Published as Timmermansoog column on: website Architectenweb, February 2020


‘Ah, well, that’s how you effectively kill the architect’s profession!’ At a German congress, a young architect had claimed that you had to go and ask how to build on the construction site and an established colleague felt compelled to put him in his place – rather daring in this age of unbridled listening-and-connecting.

The congress was about the extent to which construction belongs to the core of architecture. The word ‘construction’ has a broad meaning in German. My father, who regarded his Dutch architectural construction handbooks (written by the once illustrious Jellema) as Bibles, used the word ‘construct’ in the same way as the Germans, similar to the way we talk today about detail.

Jellema’s architectural construction handbooks

It proved that the peers gathered had a firm belief in architectural construction as an all-determining expertise. The way in which that faith was supported varied considerably. Roughly speaking, there were two groups. The first regarded construction as a performative aspect of their profession: to them it served the smooth realisation of buildings. One might characterise this as the construction of the building site. On the other hand was the construction of the art school, in which is sought the imaginative potential of an architectural construct. The first position was argued to lead to buildability, simplicity and order; the second to trial and error, complexity and signature.

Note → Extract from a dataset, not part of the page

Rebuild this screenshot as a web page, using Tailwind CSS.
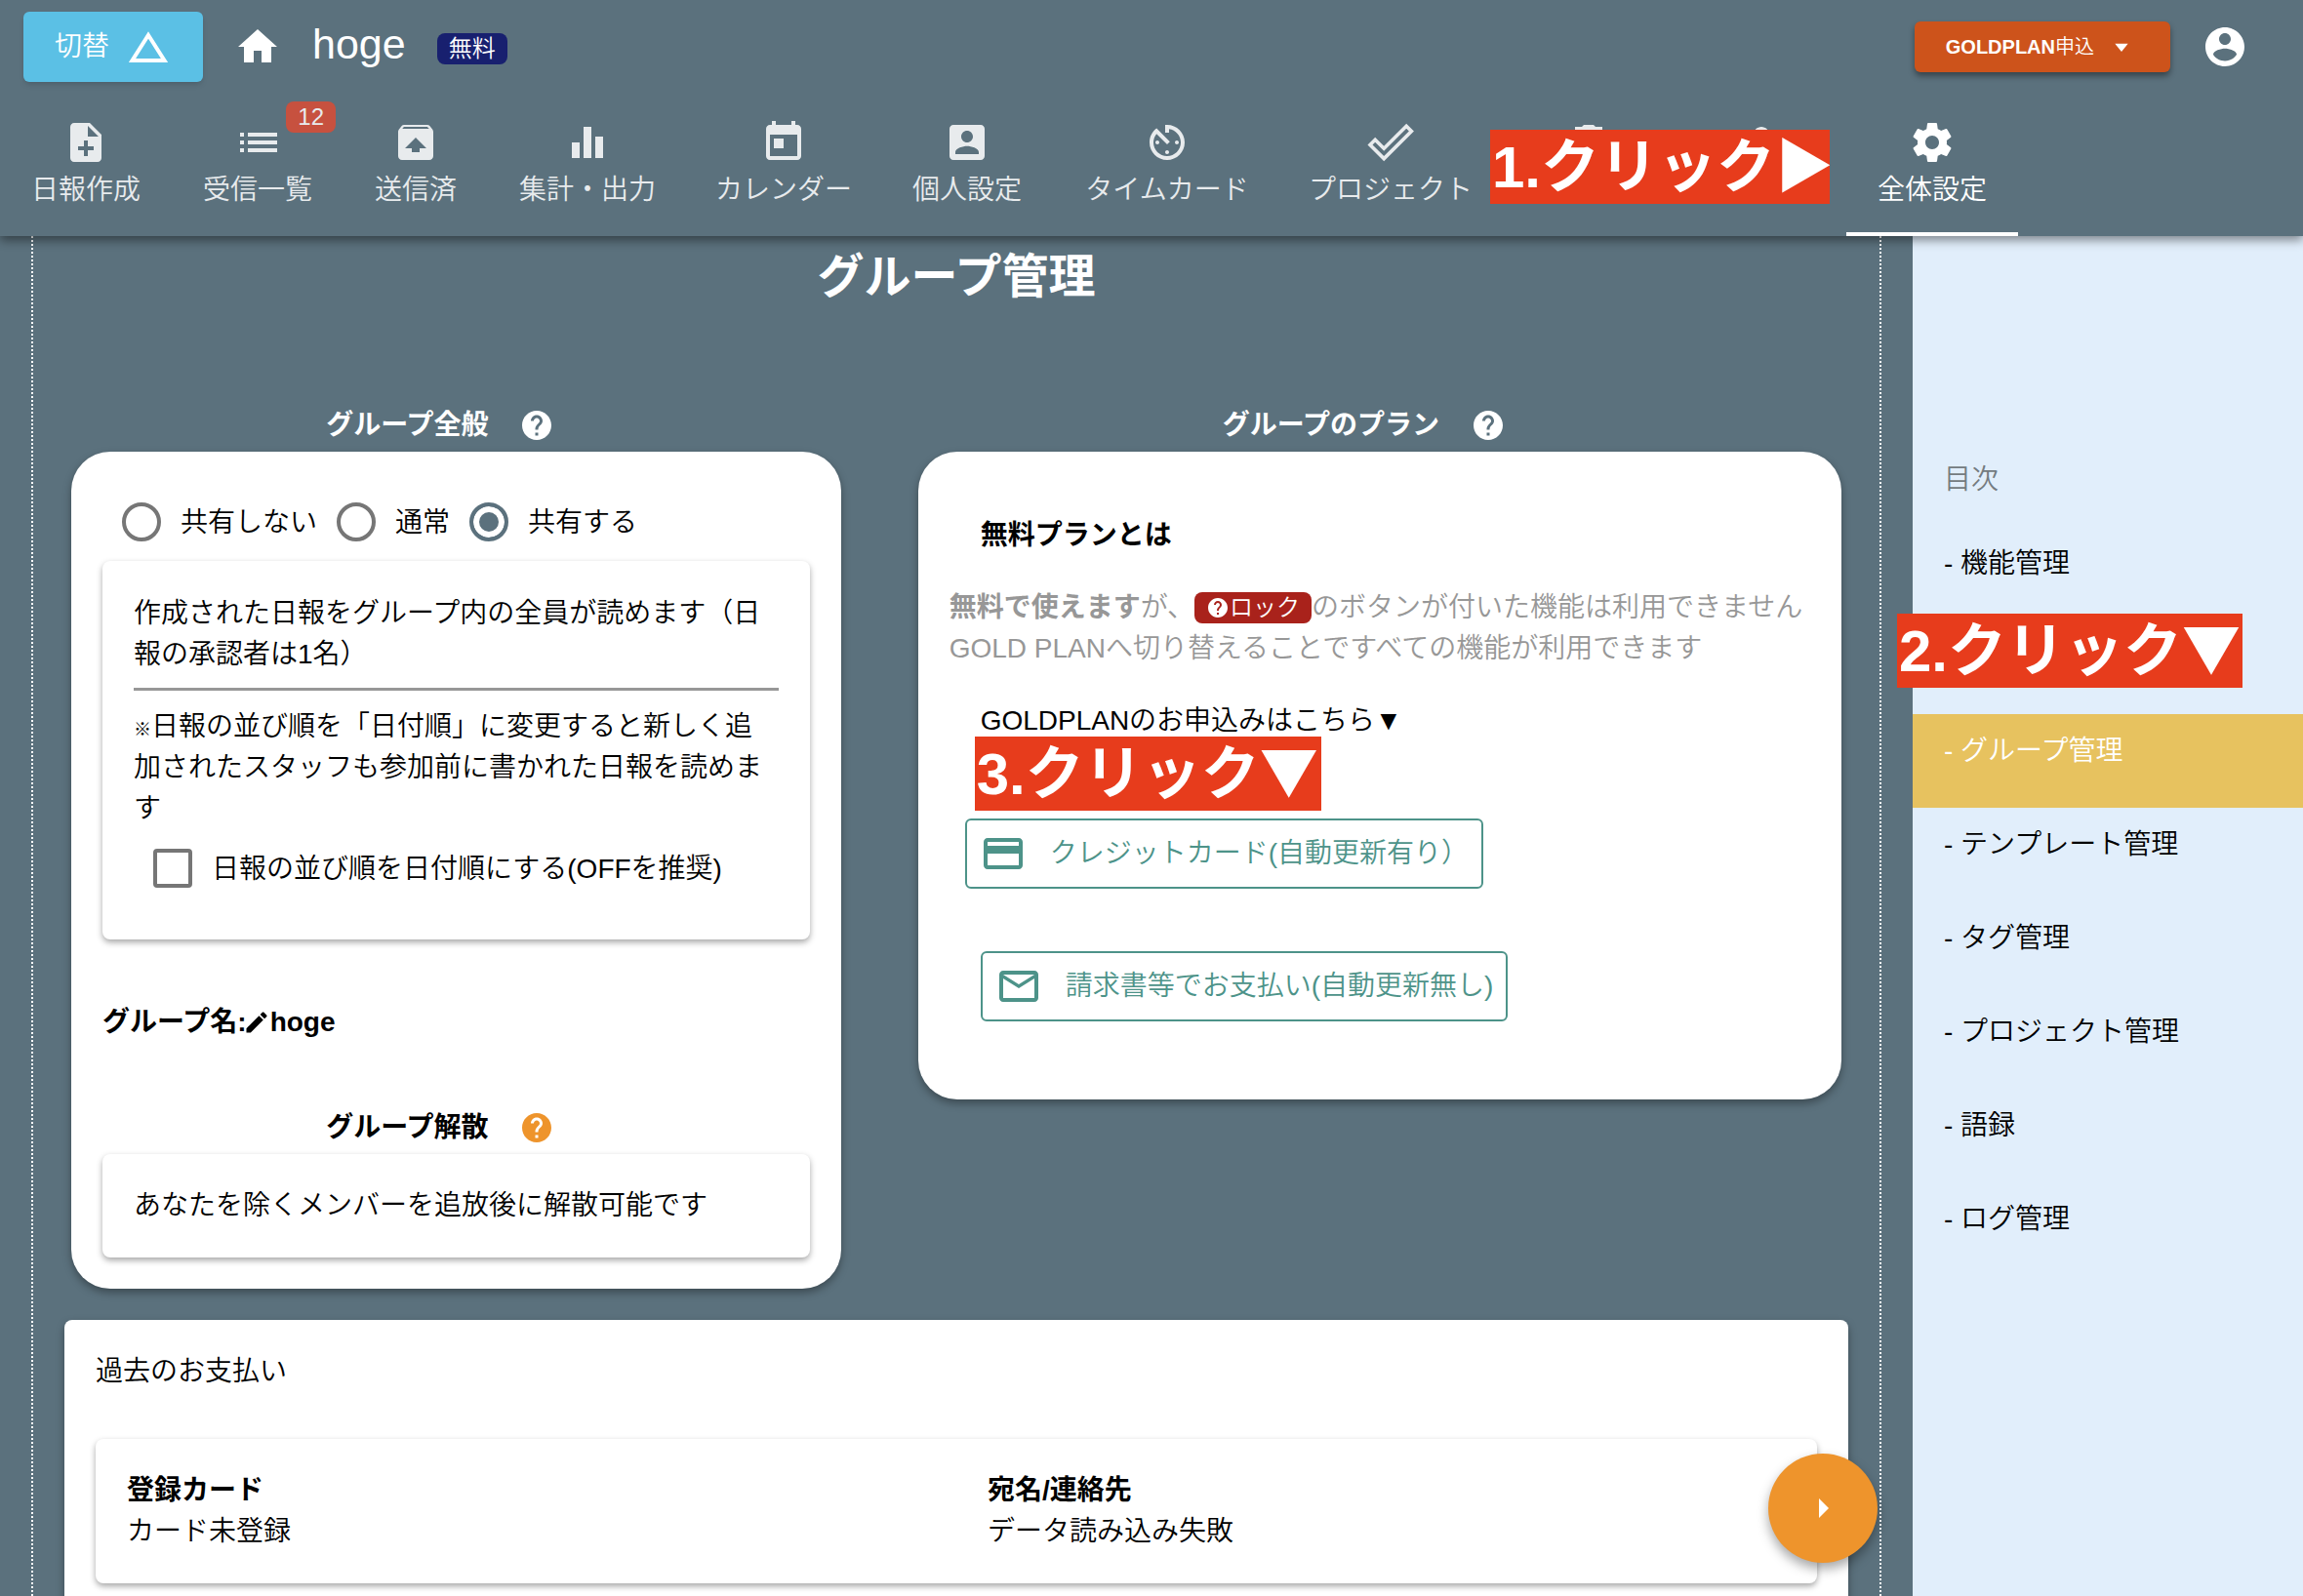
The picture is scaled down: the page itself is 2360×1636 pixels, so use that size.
<!DOCTYPE html>
<html lang="ja">
<head>
<meta charset="utf-8">
<title>グループ管理</title>
<script src="https://cdn.jsdelivr.net/npm/@tailwindcss/browser@4"></script>
</head>
<body class="flex h-screen flex-col overflow-hidden bg-[#5b717d] font-['Liberation_Sans','Noto_Sans_CJK_JP',sans-serif] text-[28px] leading-[42px] font-[350] text-black">

<svg class="hidden">
  <symbol id="help" viewBox="0 0 24 24"><path d="M12 2C6.48 2 2 6.48 2 12s4.48 10 10 10 10-4.48 10-10S17.52 2 12 2zm1 17h-2v-2h2v2zm2.07-7.75l-.9.92C13.45 12.9 13 13.5 13 15h-2v-.5c0-1.1.45-2.1 1.17-2.83l1.24-1.26c.37-.36.59-.86.59-1.41 0-1.1-.9-2-2-2s-2 .9-2 2H8c0-2.21 1.79-4 4-4s4 1.79 4 4c0 .88-.36 1.68-.93 2.25z"/></symbol>
</svg>

<header class="relative z-10 shrink-0 bg-[#5b717d] text-white shadow-[0_4px_10px_rgba(0,0,0,0.45)]">
  <div class="flex h-24 items-center pl-6 pr-[56px]">
    <button class="flex h-[72px] w-[184px] items-center gap-5 rounded-md bg-[#5bc0e5] pl-8 shadow-md">
      <span>切替</span>
      <svg class="h-8 w-10" viewBox="0 0 40 32" fill="none" stroke="currentColor" stroke-width="4"><path d="M20 4L36.500 30H3.500z"/></svg>
    </button>
    <a href="#" aria-label="ホーム" class="ml-8"><svg class="size-12" viewBox="0 0 24 24" fill="currentColor"><path d="M10 20v-6h4v6h5v-8h3L12 3 2 12h3v8z"/></svg></a>
    <span class="ml-8 pb-1.5 text-[43px] leading-[60px]">hoge</span>
    <span class="ml-8 mt-1 rounded-lg bg-[#18206f] px-3 text-[24px] leading-8">無料</span>
    <button class="ml-auto flex h-[52px] items-center rounded-md bg-[#cd531b] pl-8 pr-[30px] text-[20px] shadow-[0_4px_6px_rgba(0,0,0,0.4)]">
      <span><span class="font-bold">GOLDPLAN</span>申込</span>
      <svg class="ml-2 size-10" viewBox="0 0 24 24" fill="currentColor"><path d="M8 10l4 5 4-5z"/></svg>
    </button>
    <button aria-label="アカウント" class="ml-8"><svg class="size-12" viewBox="0 0 24 24" fill="currentColor"><path d="M12 2C6.48 2 2 6.480 2 12s4.480 10 10 10 10-4.480 10-10S17.520 2 12 2zm0 3c1.660 0 3 1.340 3 3s-1.340 3-3 3-3-1.340-3-3 1.340-3 3-3zm0 14.200c-2.500 0-4.710-1.280-6-3.220.030-1.990 4-3.080 6-3.080 1.990 0 5.970 1.090 6 3.080-1.290 1.940-3.500 3.220-6 3.220z"/></svg></button>
  </div>

  <nav class="flex h-[146px] whitespace-nowrap text-[#e8ebed] [&>a]:flex [&>a]:shrink-0 [&>a]:flex-col [&>a]:items-center [&>a]:gap-1 [&>a]:pt-[26px]">
    <a href="#" class="w-[176px]"><svg class="size-12" viewBox="0 0 24 24" fill="currentColor"><path d="M14 2H6c-1.100 0-1.990.9-1.990 2L4 20c0 1.100.89 2 1.990 2H18c1.100 0 2-.9 2-2V8l-6-6zm2 14h-3v3h-2v-3H8v-2h3v-3h2v3h3v2zm-3-7V3.500L18.500 9H13z"/></svg>日報作成</a>
    <a href="#" class="relative w-[176px]"><svg class="size-12" viewBox="0 0 24 24" fill="currentColor"><path d="M3 13h2v-2H3v2zm0 4h2v-2H3v2zm0-8h2V7H3v2zm4 4h15v-2H7v2zm0 4h15v-2H7v2zM7 7v2h15V7H7z"/></svg>受信一覧
      <span class="absolute right-2 top-2 rounded-lg bg-[#c7513f] px-3 text-[24px] leading-8">12</span></a>
    <a href="#" class="w-[148px]"><svg class="size-12" viewBox="0 0 24 24" fill="currentColor"><path d="M20.550 5.220l-1.390-1.680C18.880 3.210 18.470 3 18 3H6c-.47 0-.88.21-1.150.55L3.460 5.220C3.170 5.570 3 6.010 3 6.500V19c0 1.100.89 2 2 2h14c1.100 0 2-.9 2-2V6.500c0-.49-.17-.93-.45-1.280zM12 9.500l5.500 5.500H14v2h-4v-2H6.500L12 9.500zM5.120 5l.82-1h12l.93 1H5.120z"/></svg>送信済</a>
    <a href="#" class="w-[204px]"><svg class="size-12" viewBox="0 0 24 24" fill="currentColor"><path d="M4 12h4v8H4zM10 4h4v16h-4zM16 9h4v11h-4z"/></svg>集計・出力</a>
    <a href="#" class="w-[198px]"><svg class="size-12" viewBox="0 0 24 24" fill="currentColor"><path d="M19 3h-1V1h-2v2H8V1H6v2H5c-1.110 0-1.990.9-1.990 2L3 19c0 1.100.89 2 2 2h14c1.100 0 2-.9 2-2V5c0-1.100-.9-2-2-2zm0 16H5V8h14v11zM7 10h5v5H7z"/></svg>カレンダー</a>
    <a href="#" class="w-[178px]"><svg class="size-12" viewBox="0 0 24 24" fill="currentColor"><path d="M3 5v14c0 1.100.89 2 2 2h14c1.100 0 2-.9 2-2V5c0-1.100-.9-2-2-2H5c-1.110 0-2 .9-2 2zm12 4c0 1.660-1.340 3-3 3s-3-1.340-3-3 1.340-3 3-3 3 1.340 3 3zm-9 8c0-2 4-3.100 6-3.100s6 1.100 6 3.100v1H6v-1z"/></svg>個人設定</a>
    <a href="#" class="w-[232px]"><svg class="size-12" viewBox="0 0 24 24" fill="currentColor"><path d="M11 17c0 .55.45 1 1 1s1-.45 1-1-.45-1-1-1-1 .45-1 1zm0-14v4h2V5.080c3.390.49 6 3.390 6 6.920 0 3.870-3.130 7-7 7s-7-3.130-7-7c0-1.680.59-3.220 1.580-4.420L12 13l1.410-1.410-6.800-6.800v.02C4.420 6.450 3 9.050 3 12c0 4.970 4.020 9 9 9 4.970 0 9-4.030 9-9s-4.030-9-9-9h-1zm7 9c0-.55-.45-1-1-1s-1 .45-1 1 .45 1 1 1 1-.45 1-1zM6 12c0 .55.45 1 1 1s1-.45 1-1-.45-1-1-1-1 .45-1 1z"/></svg>タイムカード</a>
    <a href="#" class="w-[226px]"><svg class="size-12" viewBox="0 0 24 24" fill="none" stroke="currentColor" stroke-width="1.800"><path d="M1.500 13.200L4.100 10.600 8.600 15.100 20.100 3.600 22.700 6.200 8.600 20.300z"/></svg>プロジェクト</a>
    <div class="relative flex w-[354px] shrink-0 pt-[26px]">
      <span class="flex w-[180px] justify-center"><svg class="size-12" viewBox="0 0 24 24" fill="currentColor"><path d="M6 19c0 1.100.9 2 2 2h8c1.100 0 2-.9 2-2V7H6v12zM19 4h-3.500l-1-1h-5l-1 1H5v2h14V4z"/></svg></span>
      <span class="flex w-[174px] justify-center"><svg class="size-12" viewBox="0 0 24 24" fill="currentColor"><path d="M12 12c2.210 0 4-1.790 4-4s-1.790-4-4-4-4 1.790-4 4 1.790 4 4 4zm0 2c-2.670 0-8 1.340-8 4v2h16v-2c0-2.660-5.330-4-8-4z"/></svg></span>
      <strong class="absolute -left-[11px] top-[37px] h-[76px] w-[348px] bg-[#e73c1c] pl-0.5 text-[60px] leading-[78px] font-bold text-white">1.クリック▶</strong>
    </div>
    <a href="#" class="w-[176px] border-b-4 border-white text-white"><svg class="size-12" viewBox="0 0 24 24" fill="currentColor"><path d="M19.430 12.980c.04-.32.07-.64.07-.98s-.03-.66-.07-.98l2.110-1.650c.19-.15.24-.42.12-.64l-2-3.460c-.12-.22-.39-.3-.61-.22l-2.490 1c-.52-.4-1.080-.73-1.690-.98l-.38-2.650C14.460 2.180 14.250 2 14 2h-4c-.25 0-.46.18-.49.42l-.38 2.650c-.61.25-1.170.59-1.690.98l-2.490-1c-.23-.09-.49 0-.61.22l-2 3.460c-.13.22-.07.49.12.64l2.110 1.650c-.04.32-.07.65-.07.98s.03.66.07.98l-2.110 1.650c-.19.15-.24.42-.12.64l2 3.460c.12.22.39.3.61.22l2.490-1c.52.4 1.080.73 1.690.98l.38 2.650c.03.24.24.42.49.42h4c.25 0 .46-.18.49-.42l.38-2.650c.61-.25 1.170-.59 1.690-.98l2.490 1c.23.09.49 0 .61-.22l2-3.460c.12-.22.07-.49-.12-.64l-2.110-1.650zM12 15.500c-1.930 0-3.500-1.570-3.500-3.500s1.570-3.500 3.500-3.500 3.500 1.570 3.500 3.500-1.570 3.500-3.500 3.500z"/></svg>全体設定</a>
  </nav>
</header>

<div class="flex min-h-0 flex-1">
  <main class="relative min-w-0 flex-1 px-8">
    <div class="h-full overflow-hidden border-x-2 border-dotted border-white pt-1.5">
      <h1 class="text-center text-[48px] leading-[72px] font-bold text-white">グループ管理</h1>

      <div class="mt-[95px] grid grid-cols-[5fr_6fr] items-start gap-x-[79px] px-[39px]">
        <section>
          <h2 class="mb-1.5 flex items-center justify-center gap-8 pr-8 font-bold text-white">グループ全般
            <button aria-label="グループ全般のヘルプ"><svg class="size-9" fill="currentColor"><use href="#help"/></svg></button></h2>
          <div class="rounded-[40px] bg-white px-8 pb-8 pt-[52px] shadow-[0_4px_8px_rgba(0,0,0,0.35)]">
            <div class="flex gap-5 pl-5">
              <label class="flex h-10 gap-5"><input type="radio" name="share" class="size-10 appearance-none rounded-full border-4 border-[#767676] bg-white">共有しない</label>
              <label class="flex h-10 gap-5"><input type="radio" name="share" class="size-10 appearance-none rounded-full border-4 border-[#767676] bg-white">通常</label>
              <label class="flex h-10 gap-5"><input type="radio" name="share" checked class="size-10 appearance-none rounded-full border-4 border-[#5b717d] bg-[#5b717d] shadow-[inset_0_0_0_6px_white]">共有する</label>
            </div>
            <div class="mt-5 rounded-lg bg-white px-8 pb-[53px] pt-[33px] shadow-[0_3px_6px_rgba(0,0,0,0.35)]">
              <p>作成された日報をグループ内の全員が読めます（日報の承認者は1名）</p>
              <hr class="mb-4 mt-[13px] border-t-[3px] border-[#979797]">
              <p><span class="text-[18px] leading-none">※</span>日報の並び順を「日付順」に変更すると新しく追加されたスタッフも参加前に書かれた日報を読めます</p>
              <label class="mt-5 flex h-10 gap-5 whitespace-nowrap pl-5"><input type="checkbox" class="size-10 appearance-none rounded-sm border-4 border-[#767676] bg-white">日報の並び順を日付順にする(OFFを推奨)</label>
            </div>
            <h3 class="mt-16 flex items-center font-bold">グループ名:<svg class="-ml-1 size-7" viewBox="0 0 24 24" fill="currentColor"><path d="M3 17.250V21h3.750L17.810 9.940l-3.750-3.750L3 17.250zM20.710 7.040c.39-.39.39-1.020 0-1.410l-2.340-2.340c-.39-.39-1.020-.39-1.410 0l-1.830 1.830 3.750 3.750 1.830-1.830z"/></svg>hoge</h3>
            <h3 class="mb-1.5 mt-[66px] flex items-center justify-center gap-8 pr-8 font-bold">グループ解散
              <button aria-label="グループ解散のヘルプ"><svg class="size-9 text-[#ee942c]" fill="currentColor"><use href="#help"/></svg></button></h3>
            <div class="rounded-lg bg-white p-8 shadow-[0_3px_6px_rgba(0,0,0,0.35)]">あなたを除くメンバーを追放後に解散可能です</div>
          </div>
        </section>

        <section>
          <h2 class="mb-1.5 flex items-center justify-center gap-8 pr-8 font-bold text-white">グループのプラン
            <button aria-label="グループのプランのヘルプ"><svg class="size-9" fill="currentColor"><use href="#help"/></svg></button></h2>
          <div class="relative flex flex-col items-start whitespace-nowrap rounded-[40px] bg-white px-8 pb-20 pt-[65px] shadow-[0_4px_8px_rgba(0,0,0,0.35)]">
            <h3 class="ml-8 font-bold">無料プランとは</h3>
            <div class="mt-8 text-[#979797]">
              <p class="flex items-center"><b class="font-bold">無料で使えます</b>が、<span class="flex items-center rounded-lg bg-[#a9221b] px-3 text-[24px] leading-8 text-white"><svg class="size-6" fill="currentColor"><use href="#help"/></svg>ロック</span>のボタンが付いた機能は利用できません</p>
              <p>GOLD PLANへ切り替えることですべての機能が利用できます</p>
            </div>
            <p class="ml-8 mt-8">GOLDPLANのお申込みはこちら▼</p>
            <strong class="absolute left-[58px] top-[292px] h-[76px] w-[355px] bg-[#e73c1c] pl-0.5 text-[60px] leading-[78px] font-bold text-white">3.クリック<span class="font-['Noto_Sans_CJK_JP'] leading-none">▼</span></strong>
            <button class="ml-4 mt-[79px] flex h-[72px] items-center gap-6 rounded-md border-2 border-[#4d9389] px-[13px] text-[#4d9389]"><svg class="size-12" viewBox="0 0 24 24" fill="currentColor"><path d="M20 4H4c-1.110 0-1.990.89-1.990 2L2 18c0 1.110.89 2 2 2h16c1.110 0 2-.89 2-2V6c0-1.110-.89-2-2-2zm0 14H4v-6h16v6zm0-10H4V6h16v2z"/></svg>クレジットカード(自動更新有り）</button>
            <button class="ml-8 mt-16 flex h-[72px] items-center gap-6 rounded-md border-2 border-[#4d9389] px-[13px] text-[#4d9389]"><svg class="size-12" viewBox="0 0 24 24" fill="currentColor"><path d="M20 4H4c-1.100 0-1.990.9-1.990 2L2 18c0 1.100.9 2 2 2h16c1.100 0 2-.9 2-2V6c0-1.100-.9-2-2-2zm0 14H4V8l8 5 8-5v10zm-8-7L4 6h16l-8 5z"/></svg>請求書等でお支払い(自動更新無し)</button>
          </div>
        </section>
      </div>

      <section class="mx-8 mt-8 rounded-lg bg-white p-8 shadow-[0_4px_8px_rgba(0,0,0,0.35)]">
        <h2>過去のお支払い</h2>
        <dl class="mt-12 grid grid-cols-2 rounded-lg bg-white py-8 shadow-[0_3px_6px_rgba(0,0,0,0.35)]">
          <div class="px-8"><dt class="font-bold">登録カード</dt><dd>カード未登録</dd></div>
          <div class="px-8"><dt class="font-bold">宛名/連絡先</dt><dd>データ読み込み失敗</dd></div>
        </dl>
      </section>
    </div>
    <button aria-label="メニューを開く" class="absolute bottom-[34px] right-9 flex size-28 items-center justify-center rounded-full bg-[#ee942c] text-white shadow-[0_6px_12px_rgba(0,0,0,0.35)]"><svg class="size-12" viewBox="0 0 24 24" fill="currentColor"><path d="M10 17l5-5-5-5v10z"/></svg></button>
  </main>

  <aside class="w-[400px] shrink-0 bg-[#e1eefb] pt-[229px]">
    <h2 class="px-8 text-[#747b80]">目次</h2>
    <ul class="mt-[27px] [&>li]:h-24 [&>li>a]:block [&>li>a]:h-full [&>li>a]:px-8 [&>li>a]:pt-[17px]">
      <li><a href="#">- 機能管理</a></li>
      <li class="relative"><strong class="absolute -left-4 -top-[7px] h-[76px] w-[354px] bg-[#e73c1c] pl-0.5 text-[60px] leading-[78px] font-bold text-white">2.クリック<span class="font-['Noto_Sans_CJK_JP'] leading-none">▼</span></strong></li>
      <li><a href="#" aria-current="page" class="bg-[#e7c25f] text-white">- グループ管理</a></li>
      <li><a href="#">- テンプレート管理</a></li>
      <li><a href="#">- タグ管理</a></li>
      <li><a href="#">- プロジェクト管理</a></li>
      <li><a href="#">- 語録</a></li>
      <li><a href="#">- ログ管理</a></li>
    </ul>
  </aside>
</div>
</body>
</html>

The two different camps explained concepts such as innovation and experiment in almost opposite ways. The resulting linguistic confusion was as entertaining as it was instructive. One would wish that all architects would reflect on their work this seriously.

The S-word was barely used – and yet the conversation at the conference was about nothing but sustainability. It reminded me of some special constructions designed by an architect who was not present. A few years ago, in a tiny attic studio, I saw a bathroom floor made from a single slab of natural stone. The gutters, profiles and drains were accurately integrated. It must have been quite a hassle to lift the plate into the attic. It seemed as if the bathroom completely coincided with the intense colour and texture of its floor. Even more convincing was the guest-house by the same architect. The rooms were sparsely furnished and covered with wallpaper that tuned the spaces with heavy, saturated colours. The paper-hanger had been a wizard. The motifs matched exactly. At the top, a ribbon finished the cutting edge of the wallpaper. I found a remarkable white marble fireplace. A box-shaped beam lay on two cylinders. The two columns had spiralling veins that turned in opposite directions. In the simplest possible way it suggested an architrave upon two columns.

The intensity of these constructions transcends the German controversy. The builder of this beauty, Hans Kollhoff, again demonstrated the serious and deliberate way in which he constructs. There is something essential that sits in between his authorship and the perfect execution by the paperhanger or the stone master: the responsible choice of material. Of course one should not kill that profession. If we really have to extract building materials from the earth, then let us do so with utmost care – or so Kollhoff’s constructions teach us.